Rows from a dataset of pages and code
⟨
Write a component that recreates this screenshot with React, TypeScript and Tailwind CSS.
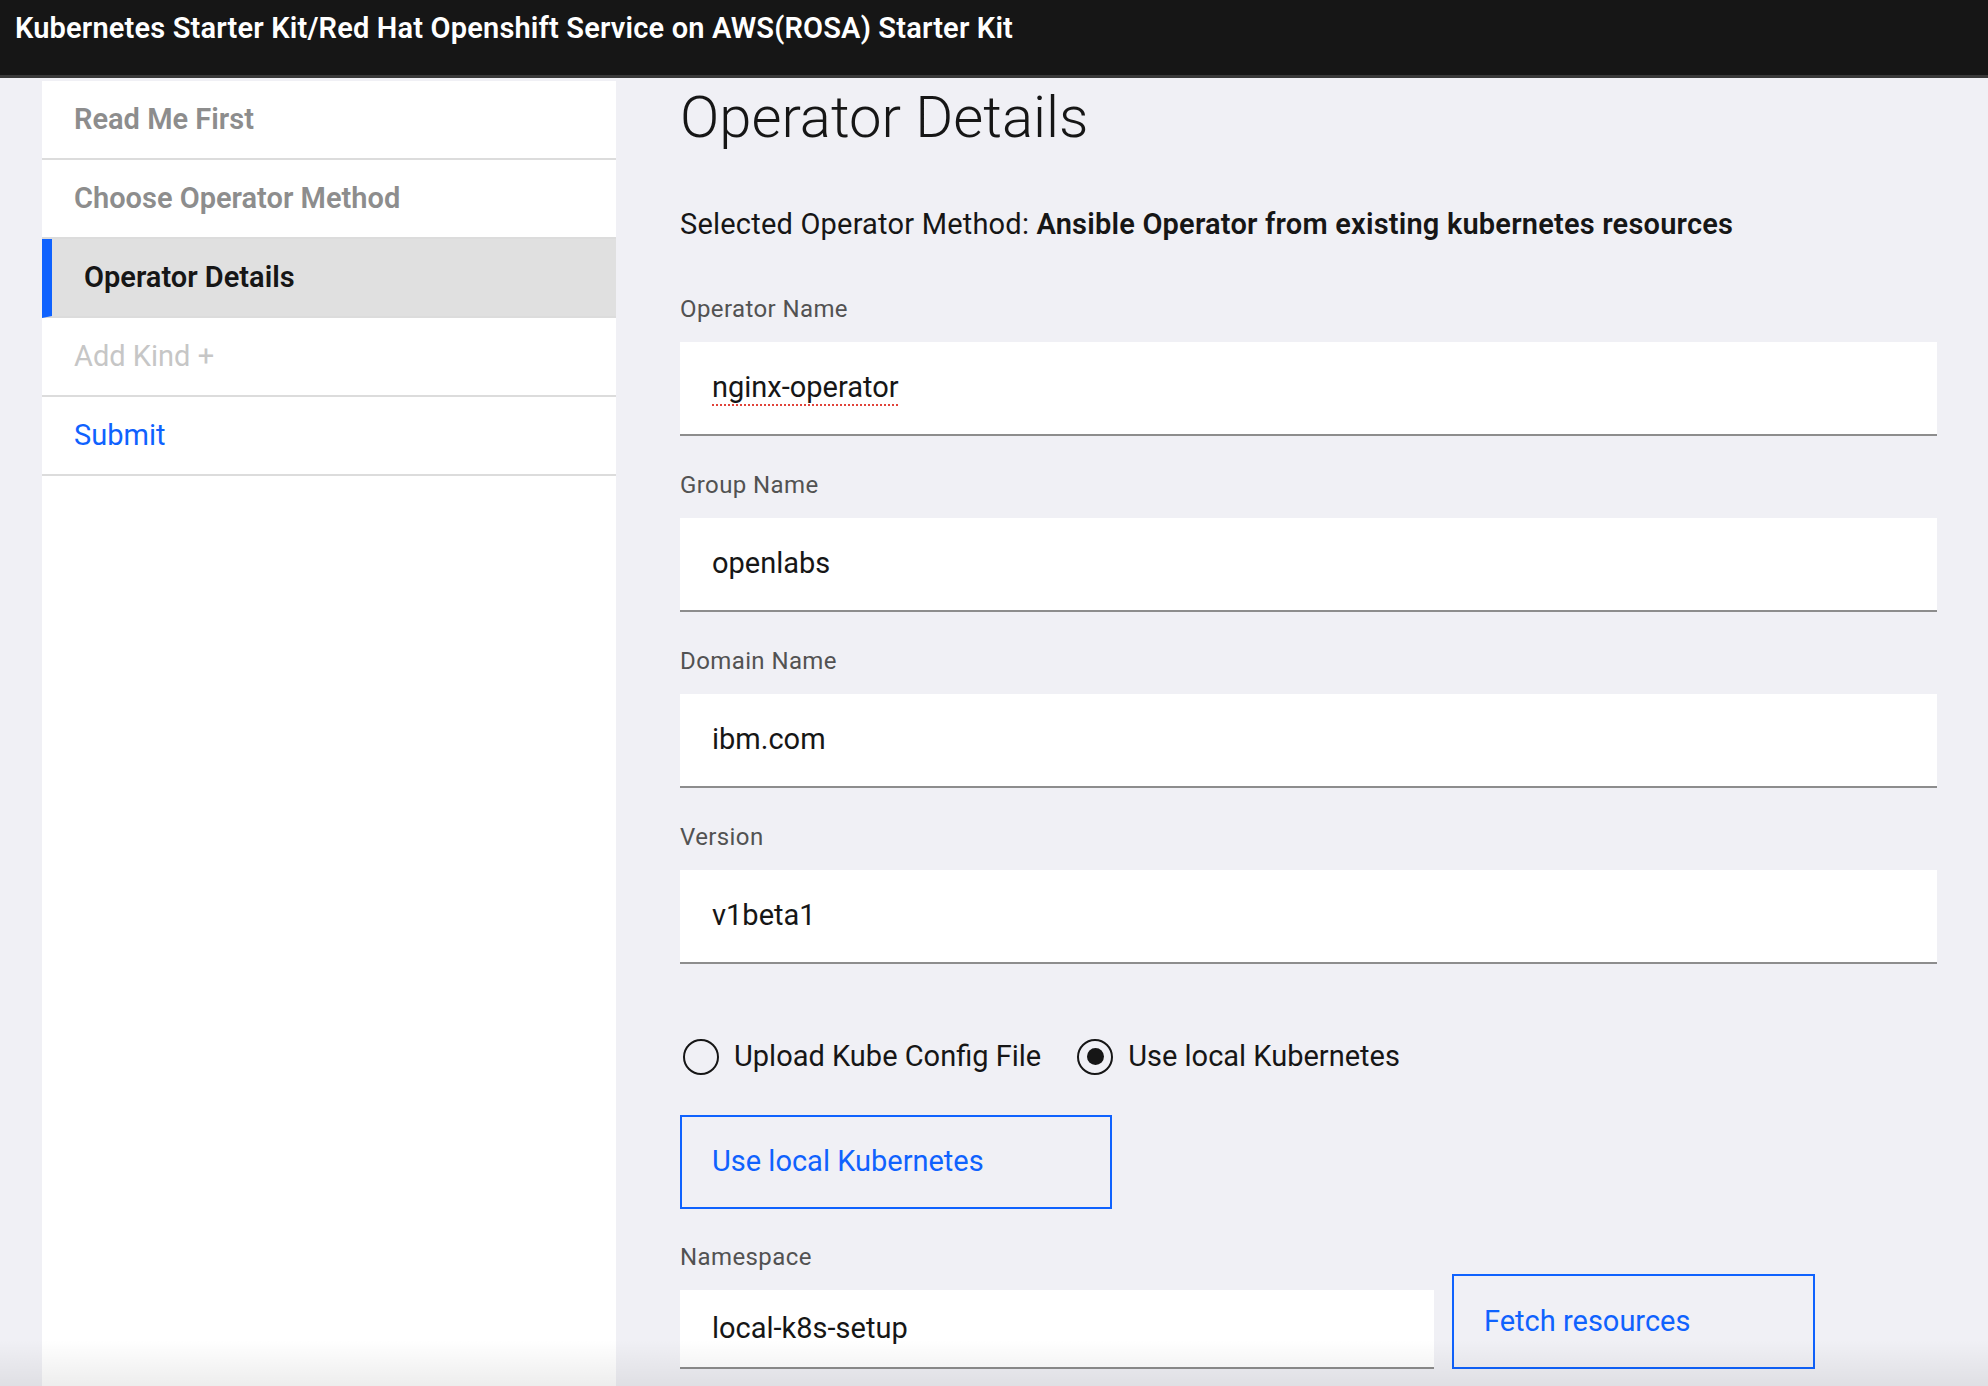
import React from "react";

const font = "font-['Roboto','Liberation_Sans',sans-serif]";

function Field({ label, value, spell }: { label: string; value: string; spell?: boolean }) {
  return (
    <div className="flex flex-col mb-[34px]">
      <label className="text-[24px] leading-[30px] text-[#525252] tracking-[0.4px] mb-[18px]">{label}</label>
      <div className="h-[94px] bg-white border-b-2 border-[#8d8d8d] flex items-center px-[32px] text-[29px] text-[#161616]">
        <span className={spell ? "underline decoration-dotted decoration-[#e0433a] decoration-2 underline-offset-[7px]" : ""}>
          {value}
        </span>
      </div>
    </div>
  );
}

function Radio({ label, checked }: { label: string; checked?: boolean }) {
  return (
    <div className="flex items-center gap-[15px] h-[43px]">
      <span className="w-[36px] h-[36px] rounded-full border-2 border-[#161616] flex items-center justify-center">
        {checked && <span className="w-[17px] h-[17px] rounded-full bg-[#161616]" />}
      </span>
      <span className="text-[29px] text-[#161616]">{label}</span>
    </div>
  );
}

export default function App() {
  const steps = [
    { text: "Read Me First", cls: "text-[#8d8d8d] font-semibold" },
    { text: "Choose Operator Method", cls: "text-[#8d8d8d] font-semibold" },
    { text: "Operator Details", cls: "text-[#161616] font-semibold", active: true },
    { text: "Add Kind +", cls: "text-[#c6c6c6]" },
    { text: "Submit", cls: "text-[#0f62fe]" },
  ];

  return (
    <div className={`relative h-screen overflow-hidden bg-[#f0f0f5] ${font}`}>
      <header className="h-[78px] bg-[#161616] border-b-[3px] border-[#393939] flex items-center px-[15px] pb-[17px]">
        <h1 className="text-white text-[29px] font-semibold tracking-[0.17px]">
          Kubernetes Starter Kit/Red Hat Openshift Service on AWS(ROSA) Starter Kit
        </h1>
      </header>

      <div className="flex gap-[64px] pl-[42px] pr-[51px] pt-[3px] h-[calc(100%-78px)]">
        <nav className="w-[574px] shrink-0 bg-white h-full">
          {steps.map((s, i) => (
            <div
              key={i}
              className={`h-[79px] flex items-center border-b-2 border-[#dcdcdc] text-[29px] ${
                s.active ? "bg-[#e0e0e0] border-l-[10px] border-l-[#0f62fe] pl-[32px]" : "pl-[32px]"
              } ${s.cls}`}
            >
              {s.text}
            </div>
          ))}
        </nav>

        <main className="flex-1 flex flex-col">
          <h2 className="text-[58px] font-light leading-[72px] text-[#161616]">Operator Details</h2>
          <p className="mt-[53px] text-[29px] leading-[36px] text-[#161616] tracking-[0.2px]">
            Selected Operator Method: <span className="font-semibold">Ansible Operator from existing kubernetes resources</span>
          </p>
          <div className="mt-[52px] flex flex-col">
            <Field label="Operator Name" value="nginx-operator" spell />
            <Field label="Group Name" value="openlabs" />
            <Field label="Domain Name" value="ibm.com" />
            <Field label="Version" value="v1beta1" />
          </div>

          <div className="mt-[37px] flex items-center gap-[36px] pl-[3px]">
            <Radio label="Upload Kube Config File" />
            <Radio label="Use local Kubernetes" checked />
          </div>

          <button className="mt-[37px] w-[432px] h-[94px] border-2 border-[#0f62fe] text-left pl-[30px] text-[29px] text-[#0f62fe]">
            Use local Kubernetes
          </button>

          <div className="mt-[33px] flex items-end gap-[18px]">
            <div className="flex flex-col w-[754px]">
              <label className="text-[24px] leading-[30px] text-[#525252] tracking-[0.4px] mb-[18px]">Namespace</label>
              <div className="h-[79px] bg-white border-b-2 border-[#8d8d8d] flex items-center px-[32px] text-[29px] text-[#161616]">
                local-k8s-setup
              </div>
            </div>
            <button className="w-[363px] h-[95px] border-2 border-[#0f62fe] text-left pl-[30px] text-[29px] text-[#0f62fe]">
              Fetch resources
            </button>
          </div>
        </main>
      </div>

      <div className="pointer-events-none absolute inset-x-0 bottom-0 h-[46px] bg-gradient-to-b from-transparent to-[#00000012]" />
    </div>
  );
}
⟩
⟨
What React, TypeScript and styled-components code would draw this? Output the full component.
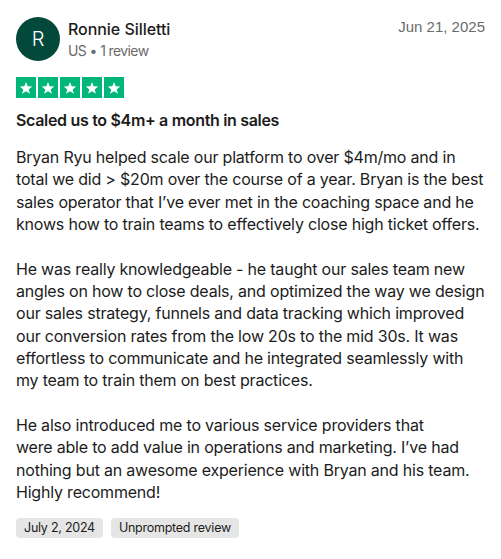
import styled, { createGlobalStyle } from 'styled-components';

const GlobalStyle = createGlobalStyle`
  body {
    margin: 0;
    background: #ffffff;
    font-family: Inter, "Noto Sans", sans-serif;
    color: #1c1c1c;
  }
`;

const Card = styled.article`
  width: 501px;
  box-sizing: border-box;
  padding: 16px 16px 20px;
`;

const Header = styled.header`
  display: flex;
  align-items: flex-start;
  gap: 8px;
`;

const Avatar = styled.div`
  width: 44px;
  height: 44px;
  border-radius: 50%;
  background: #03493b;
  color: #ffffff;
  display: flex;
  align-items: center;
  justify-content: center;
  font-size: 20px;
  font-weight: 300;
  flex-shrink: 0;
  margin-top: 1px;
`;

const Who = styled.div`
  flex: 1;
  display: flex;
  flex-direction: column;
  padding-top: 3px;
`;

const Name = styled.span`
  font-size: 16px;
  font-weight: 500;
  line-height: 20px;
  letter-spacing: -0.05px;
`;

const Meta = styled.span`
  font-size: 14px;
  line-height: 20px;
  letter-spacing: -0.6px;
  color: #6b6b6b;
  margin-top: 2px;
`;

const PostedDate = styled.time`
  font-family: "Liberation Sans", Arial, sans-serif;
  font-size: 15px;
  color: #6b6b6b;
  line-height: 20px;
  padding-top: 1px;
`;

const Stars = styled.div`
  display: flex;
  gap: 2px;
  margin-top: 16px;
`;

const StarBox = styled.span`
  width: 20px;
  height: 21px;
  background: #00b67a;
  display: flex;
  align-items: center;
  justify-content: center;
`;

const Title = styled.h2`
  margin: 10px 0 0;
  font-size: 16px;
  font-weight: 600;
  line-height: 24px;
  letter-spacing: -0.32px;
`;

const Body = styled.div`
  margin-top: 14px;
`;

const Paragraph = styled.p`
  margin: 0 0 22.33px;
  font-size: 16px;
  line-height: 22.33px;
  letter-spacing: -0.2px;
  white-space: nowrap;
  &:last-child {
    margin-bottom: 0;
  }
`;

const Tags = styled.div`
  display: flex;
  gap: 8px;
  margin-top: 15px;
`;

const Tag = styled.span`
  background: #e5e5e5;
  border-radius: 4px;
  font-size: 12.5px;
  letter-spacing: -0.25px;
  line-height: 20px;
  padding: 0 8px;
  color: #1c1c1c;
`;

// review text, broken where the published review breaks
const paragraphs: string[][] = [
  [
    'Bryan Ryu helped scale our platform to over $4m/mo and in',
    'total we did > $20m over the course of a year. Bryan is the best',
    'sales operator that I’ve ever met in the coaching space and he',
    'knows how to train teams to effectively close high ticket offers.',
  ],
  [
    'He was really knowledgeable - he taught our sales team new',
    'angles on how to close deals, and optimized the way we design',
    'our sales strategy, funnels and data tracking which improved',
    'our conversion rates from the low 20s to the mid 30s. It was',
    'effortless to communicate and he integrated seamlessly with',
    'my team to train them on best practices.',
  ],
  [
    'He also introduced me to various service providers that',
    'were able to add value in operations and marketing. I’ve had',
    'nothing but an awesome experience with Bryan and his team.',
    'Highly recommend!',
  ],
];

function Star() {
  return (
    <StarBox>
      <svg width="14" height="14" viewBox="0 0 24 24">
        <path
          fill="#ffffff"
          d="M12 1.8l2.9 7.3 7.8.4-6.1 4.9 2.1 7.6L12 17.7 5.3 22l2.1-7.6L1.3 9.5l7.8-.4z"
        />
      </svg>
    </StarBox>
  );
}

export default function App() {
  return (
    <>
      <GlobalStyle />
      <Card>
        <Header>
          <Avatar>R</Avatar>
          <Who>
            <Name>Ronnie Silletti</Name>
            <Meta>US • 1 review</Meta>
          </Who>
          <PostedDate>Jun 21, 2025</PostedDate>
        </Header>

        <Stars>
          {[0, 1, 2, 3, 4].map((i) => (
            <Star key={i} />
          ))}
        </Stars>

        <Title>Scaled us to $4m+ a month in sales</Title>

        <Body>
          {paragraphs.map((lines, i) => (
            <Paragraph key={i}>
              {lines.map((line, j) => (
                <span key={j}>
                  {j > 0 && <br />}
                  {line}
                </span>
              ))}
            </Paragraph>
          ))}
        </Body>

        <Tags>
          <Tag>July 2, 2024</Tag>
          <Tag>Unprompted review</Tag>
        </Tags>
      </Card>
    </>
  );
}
⟩
⟨
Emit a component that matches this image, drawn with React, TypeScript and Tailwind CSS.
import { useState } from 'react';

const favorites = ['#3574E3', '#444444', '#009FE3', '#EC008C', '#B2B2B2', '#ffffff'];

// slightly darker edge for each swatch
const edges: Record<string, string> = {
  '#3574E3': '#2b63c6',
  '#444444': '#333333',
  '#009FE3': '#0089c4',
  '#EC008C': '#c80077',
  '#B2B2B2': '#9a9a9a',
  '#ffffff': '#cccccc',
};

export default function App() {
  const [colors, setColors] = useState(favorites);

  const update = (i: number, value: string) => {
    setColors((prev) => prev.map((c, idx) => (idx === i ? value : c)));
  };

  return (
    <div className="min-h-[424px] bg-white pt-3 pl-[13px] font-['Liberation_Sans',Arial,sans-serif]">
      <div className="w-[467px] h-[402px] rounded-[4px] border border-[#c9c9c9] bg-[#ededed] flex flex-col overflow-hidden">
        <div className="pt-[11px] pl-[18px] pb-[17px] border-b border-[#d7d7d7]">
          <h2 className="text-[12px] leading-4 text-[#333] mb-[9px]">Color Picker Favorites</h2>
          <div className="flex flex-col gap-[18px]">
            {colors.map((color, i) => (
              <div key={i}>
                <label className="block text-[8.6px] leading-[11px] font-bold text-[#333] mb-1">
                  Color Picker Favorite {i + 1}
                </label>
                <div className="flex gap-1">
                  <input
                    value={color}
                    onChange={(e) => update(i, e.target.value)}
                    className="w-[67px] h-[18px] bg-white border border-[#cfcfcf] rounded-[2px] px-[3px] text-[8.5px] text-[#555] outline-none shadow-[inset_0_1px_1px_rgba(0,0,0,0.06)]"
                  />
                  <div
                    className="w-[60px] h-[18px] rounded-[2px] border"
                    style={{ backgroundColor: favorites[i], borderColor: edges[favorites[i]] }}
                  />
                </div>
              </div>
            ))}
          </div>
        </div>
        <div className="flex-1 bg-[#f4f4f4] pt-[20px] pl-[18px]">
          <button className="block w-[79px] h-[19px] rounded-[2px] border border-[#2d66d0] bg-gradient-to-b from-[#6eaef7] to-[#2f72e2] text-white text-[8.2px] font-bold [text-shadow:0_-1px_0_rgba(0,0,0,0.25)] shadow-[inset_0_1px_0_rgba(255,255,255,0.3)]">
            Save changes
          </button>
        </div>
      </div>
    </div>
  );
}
⟩
Find the lines with the string "Tailwind" and reproduce them.

Write a component that recreates this screenshot with React, TypeScript and Tailwind CSS.
Emit a component that matches this image, drawn with React, TypeScript and Tailwind CSS.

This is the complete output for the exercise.